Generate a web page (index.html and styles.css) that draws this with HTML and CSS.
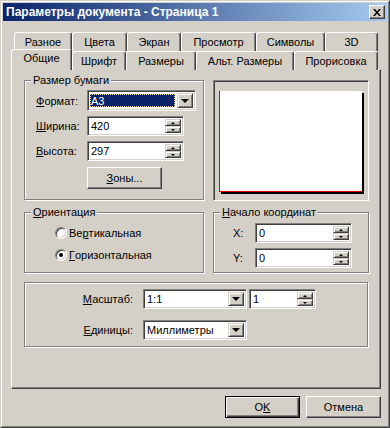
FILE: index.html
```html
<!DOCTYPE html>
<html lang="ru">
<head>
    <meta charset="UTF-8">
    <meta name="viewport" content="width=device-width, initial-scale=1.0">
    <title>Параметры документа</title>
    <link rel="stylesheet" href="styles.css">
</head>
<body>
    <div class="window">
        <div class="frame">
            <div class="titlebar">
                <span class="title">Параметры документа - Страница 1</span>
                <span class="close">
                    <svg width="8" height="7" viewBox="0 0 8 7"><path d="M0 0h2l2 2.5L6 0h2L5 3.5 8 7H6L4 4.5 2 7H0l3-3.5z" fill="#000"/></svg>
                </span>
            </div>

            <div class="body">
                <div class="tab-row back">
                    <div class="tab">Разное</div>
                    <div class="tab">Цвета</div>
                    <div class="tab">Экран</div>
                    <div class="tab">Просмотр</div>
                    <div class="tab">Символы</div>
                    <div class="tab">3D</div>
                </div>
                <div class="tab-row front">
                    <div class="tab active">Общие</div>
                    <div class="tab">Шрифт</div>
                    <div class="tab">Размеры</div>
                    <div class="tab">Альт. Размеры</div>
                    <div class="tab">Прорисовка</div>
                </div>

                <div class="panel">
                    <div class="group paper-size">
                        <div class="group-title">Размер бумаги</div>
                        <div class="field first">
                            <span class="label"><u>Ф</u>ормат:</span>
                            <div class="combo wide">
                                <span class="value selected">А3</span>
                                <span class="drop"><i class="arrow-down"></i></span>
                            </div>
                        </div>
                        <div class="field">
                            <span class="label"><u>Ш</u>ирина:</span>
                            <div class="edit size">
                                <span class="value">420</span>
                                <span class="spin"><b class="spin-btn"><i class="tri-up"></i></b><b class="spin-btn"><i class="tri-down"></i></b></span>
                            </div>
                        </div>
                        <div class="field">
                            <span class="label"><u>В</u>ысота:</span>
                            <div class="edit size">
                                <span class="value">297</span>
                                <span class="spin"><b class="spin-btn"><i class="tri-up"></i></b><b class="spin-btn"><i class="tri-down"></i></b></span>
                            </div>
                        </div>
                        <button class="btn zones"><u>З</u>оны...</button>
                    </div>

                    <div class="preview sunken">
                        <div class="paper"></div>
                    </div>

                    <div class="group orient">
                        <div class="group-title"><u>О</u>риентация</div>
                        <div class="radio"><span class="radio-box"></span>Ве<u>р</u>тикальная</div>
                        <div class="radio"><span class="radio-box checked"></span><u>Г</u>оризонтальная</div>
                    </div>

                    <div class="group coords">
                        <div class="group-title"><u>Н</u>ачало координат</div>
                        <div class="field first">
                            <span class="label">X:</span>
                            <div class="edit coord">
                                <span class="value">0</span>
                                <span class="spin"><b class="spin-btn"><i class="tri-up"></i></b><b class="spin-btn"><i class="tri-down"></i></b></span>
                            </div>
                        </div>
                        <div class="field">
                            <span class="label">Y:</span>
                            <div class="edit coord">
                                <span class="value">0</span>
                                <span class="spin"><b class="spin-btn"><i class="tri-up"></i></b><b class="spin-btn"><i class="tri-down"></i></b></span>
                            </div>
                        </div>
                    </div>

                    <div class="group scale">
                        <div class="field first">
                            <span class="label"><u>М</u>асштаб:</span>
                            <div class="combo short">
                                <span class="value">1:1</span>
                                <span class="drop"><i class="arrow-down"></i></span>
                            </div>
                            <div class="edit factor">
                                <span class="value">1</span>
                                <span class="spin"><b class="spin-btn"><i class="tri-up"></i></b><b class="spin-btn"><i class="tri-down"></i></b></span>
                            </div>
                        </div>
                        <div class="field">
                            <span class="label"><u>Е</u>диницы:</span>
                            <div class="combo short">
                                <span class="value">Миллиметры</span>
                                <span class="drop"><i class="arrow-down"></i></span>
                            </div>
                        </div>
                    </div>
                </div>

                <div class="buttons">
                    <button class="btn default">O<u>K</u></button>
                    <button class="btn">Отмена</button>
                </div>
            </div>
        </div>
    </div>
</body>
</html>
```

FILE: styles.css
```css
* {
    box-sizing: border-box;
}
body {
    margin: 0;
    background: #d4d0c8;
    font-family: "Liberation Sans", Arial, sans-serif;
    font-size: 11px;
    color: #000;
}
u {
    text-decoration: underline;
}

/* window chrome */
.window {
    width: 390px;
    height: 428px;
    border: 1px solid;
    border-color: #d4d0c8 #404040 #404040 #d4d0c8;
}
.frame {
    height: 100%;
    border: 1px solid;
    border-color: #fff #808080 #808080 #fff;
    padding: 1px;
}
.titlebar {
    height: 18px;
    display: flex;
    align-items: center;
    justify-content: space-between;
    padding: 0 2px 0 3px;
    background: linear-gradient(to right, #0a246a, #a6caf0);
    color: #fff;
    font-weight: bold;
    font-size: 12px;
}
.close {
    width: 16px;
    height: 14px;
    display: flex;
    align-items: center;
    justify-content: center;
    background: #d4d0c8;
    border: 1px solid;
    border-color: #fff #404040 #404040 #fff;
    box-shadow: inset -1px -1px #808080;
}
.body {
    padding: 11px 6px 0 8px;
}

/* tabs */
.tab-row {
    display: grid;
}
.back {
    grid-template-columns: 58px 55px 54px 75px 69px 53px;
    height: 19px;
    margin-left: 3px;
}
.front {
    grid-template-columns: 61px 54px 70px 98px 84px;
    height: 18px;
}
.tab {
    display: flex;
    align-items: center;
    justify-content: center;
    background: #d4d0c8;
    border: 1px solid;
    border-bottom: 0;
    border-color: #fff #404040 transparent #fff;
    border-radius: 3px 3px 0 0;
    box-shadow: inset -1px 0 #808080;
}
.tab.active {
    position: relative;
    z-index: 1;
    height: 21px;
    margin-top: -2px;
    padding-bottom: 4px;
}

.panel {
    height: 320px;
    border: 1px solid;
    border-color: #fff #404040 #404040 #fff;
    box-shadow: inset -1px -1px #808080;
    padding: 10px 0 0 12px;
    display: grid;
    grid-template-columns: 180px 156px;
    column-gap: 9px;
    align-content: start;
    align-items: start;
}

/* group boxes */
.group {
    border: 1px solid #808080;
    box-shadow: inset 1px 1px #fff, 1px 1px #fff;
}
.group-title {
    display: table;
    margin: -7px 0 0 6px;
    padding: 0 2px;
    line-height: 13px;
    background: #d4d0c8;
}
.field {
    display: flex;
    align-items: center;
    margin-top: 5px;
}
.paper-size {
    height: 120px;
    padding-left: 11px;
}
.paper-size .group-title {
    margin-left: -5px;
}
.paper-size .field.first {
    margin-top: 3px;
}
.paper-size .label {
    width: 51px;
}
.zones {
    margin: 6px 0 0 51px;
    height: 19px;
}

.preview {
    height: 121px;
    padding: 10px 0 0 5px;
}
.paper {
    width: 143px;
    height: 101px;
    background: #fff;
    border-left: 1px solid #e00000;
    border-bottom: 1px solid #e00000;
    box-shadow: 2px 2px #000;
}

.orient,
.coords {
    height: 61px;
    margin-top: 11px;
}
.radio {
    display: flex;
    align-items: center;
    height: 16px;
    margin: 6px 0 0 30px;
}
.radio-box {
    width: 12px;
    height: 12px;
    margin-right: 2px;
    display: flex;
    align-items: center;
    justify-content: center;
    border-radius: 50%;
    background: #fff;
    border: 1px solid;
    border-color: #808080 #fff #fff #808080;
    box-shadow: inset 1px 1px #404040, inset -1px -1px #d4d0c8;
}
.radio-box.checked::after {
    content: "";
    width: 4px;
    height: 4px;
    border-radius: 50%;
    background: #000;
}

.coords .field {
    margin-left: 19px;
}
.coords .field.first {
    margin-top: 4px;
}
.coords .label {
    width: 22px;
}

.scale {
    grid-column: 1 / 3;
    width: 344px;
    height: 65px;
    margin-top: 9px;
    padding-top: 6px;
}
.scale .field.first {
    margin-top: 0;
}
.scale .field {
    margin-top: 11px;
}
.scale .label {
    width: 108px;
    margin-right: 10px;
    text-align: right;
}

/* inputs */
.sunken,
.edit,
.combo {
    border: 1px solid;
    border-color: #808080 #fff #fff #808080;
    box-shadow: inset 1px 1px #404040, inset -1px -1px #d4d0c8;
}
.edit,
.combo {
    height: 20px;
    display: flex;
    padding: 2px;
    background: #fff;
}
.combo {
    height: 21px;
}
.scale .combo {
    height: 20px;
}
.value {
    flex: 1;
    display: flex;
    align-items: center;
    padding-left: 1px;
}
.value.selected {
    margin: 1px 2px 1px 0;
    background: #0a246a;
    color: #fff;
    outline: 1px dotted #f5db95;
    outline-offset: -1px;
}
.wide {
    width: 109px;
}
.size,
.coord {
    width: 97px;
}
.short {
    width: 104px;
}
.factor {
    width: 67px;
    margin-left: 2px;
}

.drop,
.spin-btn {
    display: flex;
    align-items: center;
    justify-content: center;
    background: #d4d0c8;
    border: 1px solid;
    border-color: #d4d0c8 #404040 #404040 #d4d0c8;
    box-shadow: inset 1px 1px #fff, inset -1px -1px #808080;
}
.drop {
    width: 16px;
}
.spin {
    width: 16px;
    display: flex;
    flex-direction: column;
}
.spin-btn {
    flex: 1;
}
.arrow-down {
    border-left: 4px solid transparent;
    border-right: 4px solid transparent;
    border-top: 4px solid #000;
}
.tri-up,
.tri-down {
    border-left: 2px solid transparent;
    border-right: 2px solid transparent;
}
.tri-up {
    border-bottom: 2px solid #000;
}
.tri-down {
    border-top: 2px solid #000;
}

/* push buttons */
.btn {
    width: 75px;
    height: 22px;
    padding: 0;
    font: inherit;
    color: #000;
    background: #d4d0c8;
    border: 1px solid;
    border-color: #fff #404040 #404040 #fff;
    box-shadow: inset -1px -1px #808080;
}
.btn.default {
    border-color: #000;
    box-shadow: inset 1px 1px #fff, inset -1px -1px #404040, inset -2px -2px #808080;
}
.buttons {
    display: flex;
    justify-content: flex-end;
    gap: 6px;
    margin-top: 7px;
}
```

==*==

## Set exercise
Find the lines above that include the string "index" and copy them.

## Worked answer
Generate a web page (index.html and styles.css) that draws this with HTML and CSS.
FILE: index.html
    z-index: 1;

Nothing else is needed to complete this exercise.